Many low income tax clinics are operated by legal services organizations, which oftentimes do not have the resources to send attorneys to tax-specific trainings. To address this need, each spring Villanova University’s Graduate Tax Program works together with the Villanova Law Federal Tax Clinic to offer a two-credit pass/fail trial advocacy course for Graduate Tax students and low income tax clinic practitioners. The course provides an in-depth review of the procedures and practical phases that occur in litigating tax controversies in the United States Tax Court. It is intentionally limited to a maximum of 16 students so that it is meaningful and engaging for all participants.
“Villanova University is committed to public service, and to supporting those who serve poor and disenfranchised members of our community,” said Christine Speidel, Assistant Professor and Director, Federal Tax Clinic at Villanova Law. “Most people with cases in the U.S. Tax Court are self-represented, and there is a large need for help with IRS disputes.”

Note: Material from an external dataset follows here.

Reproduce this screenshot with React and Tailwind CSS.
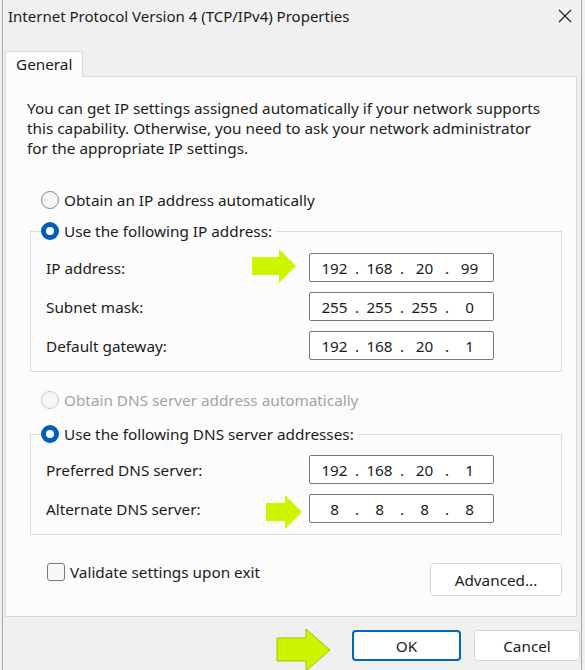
import { useState } from 'react';

function Arrow({ className, w = 44 }) {
  const head = w - 17;
  return (
    <svg className={className} width={w} height="34" viewBox={`0 0 ${w} 34`}>
      <polygon points={`0,8 ${head},8 ${head},0 ${w},17 ${head},34 ${head},26 0,26`} fill="#cdf500" />
    </svg>
  );
}

function Radio({ checked, disabled }) {
  if (checked) {
    return (
      <span className="w-[18px] h-[18px] rounded-full bg-[#005fb8] flex items-center justify-center shrink-0">
        <span className="w-[8px] h-[8px] rounded-full bg-white"></span>
      </span>
    );
  }
  return (
    <span className={`w-[18px] h-[18px] rounded-full border shrink-0 ${disabled ? 'border-[#c8c8c8] bg-[#f7f7f7]' : 'border-[#8a8a8a] bg-[#f5f5f5]'}`}></span>
  );
}

function IpField({ parts }) {
  return (
    <div className="w-[185px] h-[29px] bg-white border border-[#7a7a7a] rounded-[2px] flex items-center pl-[7px] text-[#1b1b1b]">
      {parts.map((p, i) => (
        <div key={i} className="flex items-center">
          <span className="w-[35px] text-center">{p}</span>
          {i < 3 && <span className="w-[10px] text-center">.</span>}
        </div>
      ))}
    </div>
  );
}

function Row({ label, parts, arrow, arrowW }) {
  return (
    <div className="flex items-center h-[29px]">
      <span className="flex-1">{label}</span>
      {arrow && <Arrow className={arrow} w={arrowW} />}
      <IpField parts={parts} />
    </div>
  );
}

export default function App() {
  const [validate, setValidate] = useState(false);

  return (
    <div className="w-[585px] h-[670px] bg-[#f0f0f0] overflow-hidden font-['Noto_Sans',sans-serif] text-[15.3px] leading-[20px] text-[#1b1b1b]">
      <div className="ml-[2px] w-[580px] h-full border-l border-r border-[#a9a9a9] flex flex-col">
        {/* title bar */}
        <div className="h-[32px] flex items-center justify-between pl-[5px] pr-[9px] shrink-0">
          <span className="text-[15px]">Internet Protocol Version 4 (TCP/IPv4) Properties</span>
          <svg width="14" height="14" viewBox="0 0 14 14" className="mt-[-1px]">
            <path d="M1 1 L13 13 M13 1 L1 13" stroke="#1b1b1b" strokeWidth="1.1" />
          </svg>
        </div>

        {/* tab */}
        <div className="mt-[19px] ml-[2px] shrink-0 flex">
          <div className="relative z-10 -mb-px w-[78px] h-[26px] bg-[#fcfcfc] border border-b-0 border-[#d9d9d9] pl-[10px] pb-[2px] flex items-center">
            General
          </div>
        </div>

        {/* panel */}
        <div className="ml-[2px] mr-[4px] h-[541px] shrink-0 bg-[#fcfcfc] border border-[#d9d9d9] pt-[21px] pl-[21px] pr-[14px]">
          <p>
            You can get IP settings assigned automatically if your network supports
            <br />
            this capability. Otherwise, you need to ask your network administrator
            <br />
            for the appropriate IP settings.
          </p>

          <div className="mt-[32px] ml-[14px] flex items-center gap-[5px] h-[20px]">
            <Radio />
            <span>Obtain an IP address automatically</span>
          </div>

          <div className="mt-[11px] ml-[3px]">
            <div className="relative z-10 ml-[11px] w-fit pr-[4px] bg-[#fcfcfc] flex items-center gap-[5px] h-[20px]">
              <Radio checked />
              <span>Use the following IP address:</span>
            </div>
            <div className="-mt-[10px] border border-[#dcdcdc] pt-[21px] pb-[11px] pl-[15px] pr-[67px] flex flex-col gap-[10px]">
              <Row label="IP address:" parts={['192', '168', '20', '99']} arrow="mr-[13px] mt-[-3px]" />
              <Row label="Subnet mask:" parts={['255', '255', '255', '0']} />
              <Row label="Default gateway:" parts={['192', '168', '20', '1']} />
            </div>
          </div>

          <div className="mt-[18px] ml-[14px] flex items-center gap-[5px] h-[20px] text-[#a3a3a3]">
            <Radio disabled />
            <span>Obtain DNS server address automatically</span>
          </div>

          <div className="mt-[14px] ml-[3px]">
            <div className="relative z-10 ml-[11px] w-fit pr-[4px] bg-[#fcfcfc] flex items-center gap-[5px] h-[20px]">
              <Radio checked />
              <span>Use the following DNS server addresses:</span>
            </div>
            <div className="-mt-[10px] border border-[#dcdcdc] pt-[20px] pb-[11px] pl-[15px] pr-[67px] flex flex-col gap-[10px]">
              <Row label="Preferred DNS server:" parts={['192', '168', '20', '1']} />
              <Row label="Alternate DNS server:" parts={['8', '8', '8', '8']} arrow="mr-[7px] mt-[6px]" arrowW={36} />
            </div>
          </div>

          <div className="mt-[27px] flex items-start justify-between">
            <label className="ml-[20px] flex items-center gap-[5px] h-[20px]" onClick={() => setValidate(!validate)}>
              <span className="w-[18px] h-[18px] rounded-[3px] border border-[#7a7a7a] bg-[#f7f7f7]"></span>
              <span>Validate settings upon exit</span>
            </label>
            <button className="mt-[1px] w-[132px] h-[33px] bg-white border border-[#d5d5d5] rounded-[4px]">
              Advanced...
            </button>
          </div>
        </div>

        {/* footer */}
        <div className="flex items-start justify-end pt-[11px] pr-[1px]">
          <svg width="56" height="44" viewBox="0 0 56 44" className="mr-[20px]">
            <polygon points="1,10 30,10 30,1 54,22 30,43 30,33 1,33" fill="#cdf500" stroke="#a6c000" strokeWidth="1" />
          </svg>
          <button className="w-[109px] h-[31px] bg-white border-2 border-[#0067c0] rounded-[4px] mt-[2px]">OK</button>
          <button className="ml-[13px] w-[106px] h-[31px] bg-white border border-[#d5d5d5] rounded-[4px] mt-[2px]">Cancel</button>
        </div>
      </div>
    </div>
  );
}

Practitioners from around the country participate in the course, which includes five weeks of online sessions and culminates with a two-day, in-person mock trial workshop at Villanova Law. The course is taught by Graduate Tax faculty who also have extensive experience working for the IRS. Students have the opportunity to practice trial skills such as direct examination and cross examination, and special trial judges from the United States Tax Court volunteer their time to preside over the mock trial portion of the workshop.
“The course gives students hands-on training to build their trial skills, including direct and cross examination, oral argument and evidentiary objections, and a mock trial before actual Tax Court judges,” added Speidel. “Trial advocacy skills are best learned through practice, particularly in a specialized court like the U.S. Tax Court. We’re pleased to teach students and tax professionals the skills they need to confidently practice before the Tax Court.”
This past spring, the Honorable Diana L. Leyden and the Honorable Lewis R. Carluzzo came to campus for the event. The mock trial simulates what practitioners can expect when they are in court litigating on behalf of their clients. In addition, a “view from the bench” dinner with the volunteer judges allows students the opportunity to meet the judges and discuss emerging issues in Tax Court litigation.
Students who complete the course receive a certificate of completion, and most importantly, invaluable training that can positively impact the lives of low-income, marginalized taxpayers who need help the most.